言語の習得は相手の国のことを理解しようとする姿勢の現われである。相互理解を促進するには互いに相手の国のことを理解して話す姿勢が大切である。



5
.次代を担う人材への期待

以上が当日の議論の中で筆者の心に深く残った論点である。これらを踏まえて筆者が考えたことは以下のとおりである。

1に、この議論に参加した学生たちの当事者意識の高さに心を打たれた。学生各人の中国とのかかわりは、中国在住経験者から中国人との直接交流経験のない者まで様々である。

しかし、それぞれの立場において、最近日中両国間で起きていることについて疑問を抱き、その問題の背景を理解する努力を重ね、一人ひとりが自ら行動して問題点の改善に貢献しようとしている。

この真摯な当事者意識と責任感を共有していることが全員の共通点である。

自分自身の周辺で起きていることに対して、見て見ぬふりをするのではなく、自分自身の問題としてとらえ、私心を抱くことなくその問題解決に積極的に取り組む姿勢は、あらゆる社会貢献活動の原点である。

これは中国古典の「大学」でも、「格物」という表現で示されており、組織や社会のために貢献するリーダーの心構えの根本がそこにあると説いている。

しかし、残念ながら、実社会においてそれを実践できている人は少ない。

今回、リーダーが備えるべき当事者意識をしっかりと心の軸としている学生と出会い、こういう人物に日本の将来を託したいと感じたというのが率直な感想である。

2に、日中学生交流活動に参加する大学生は中国に対する関心が高く、中国語の能力も磨きながら、直接中国の大学生らと交流し、中国に関する情報を収集することができる。

このため、一般にメディアやネット上にあふれるネガティブなバイアスのかかった中国関連情報に惑わされずに、客観的・中立的な視点から事実に基づいて中国を理解している。

特に彼らの世代は日本でも中国でも幼少時からSNSに慣れ親しんでおり、国境を超えるコミュニケーションに抵抗なく入っていく。

その彼らが日中間で共同の情報共有プラットフォームを形成し、日常的にコンタクトを持つようになれば、その情報発信力はさらに高まることが期待できる。そうしたアイデアをぜひ実現してほしい。

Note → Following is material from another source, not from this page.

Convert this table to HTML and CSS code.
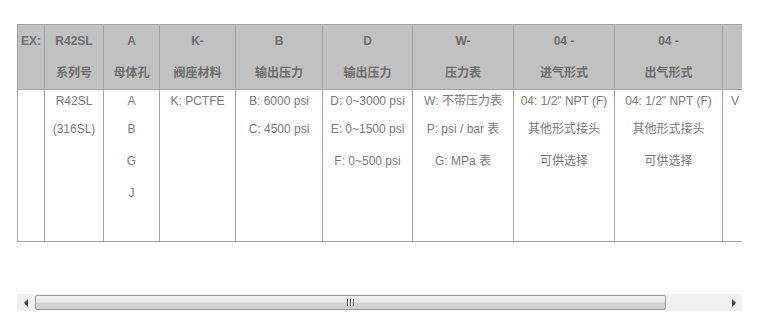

3に、中国に関するメディア報道がネガティブな面を強調している問題点については、メディアのビジネスとして収益確保を無視できない以上、その姿勢を抜本的に修正させることは難しい。

そこで、受け手の側がその問題点を理解したうえでメディア情報を活用するという解決策が現実的である。

大学生の立場からでも、SNSなどを通じて長期継続的にその問題に関する注意喚起を行えば、日本のネガティブな中国観がある程度修正される可能性はある。

特に学生同士での議論において、同世代の学生による情報発信の努力が実を結ぶことは十分期待できると考えられる。

重要なことは短期的には成果が得られなくてもあきらめずに工夫を重ねて継続することである。

日中間の学生交流活動に取り組む学生の方々の今後の活躍を期待して、心からエールを送りたい。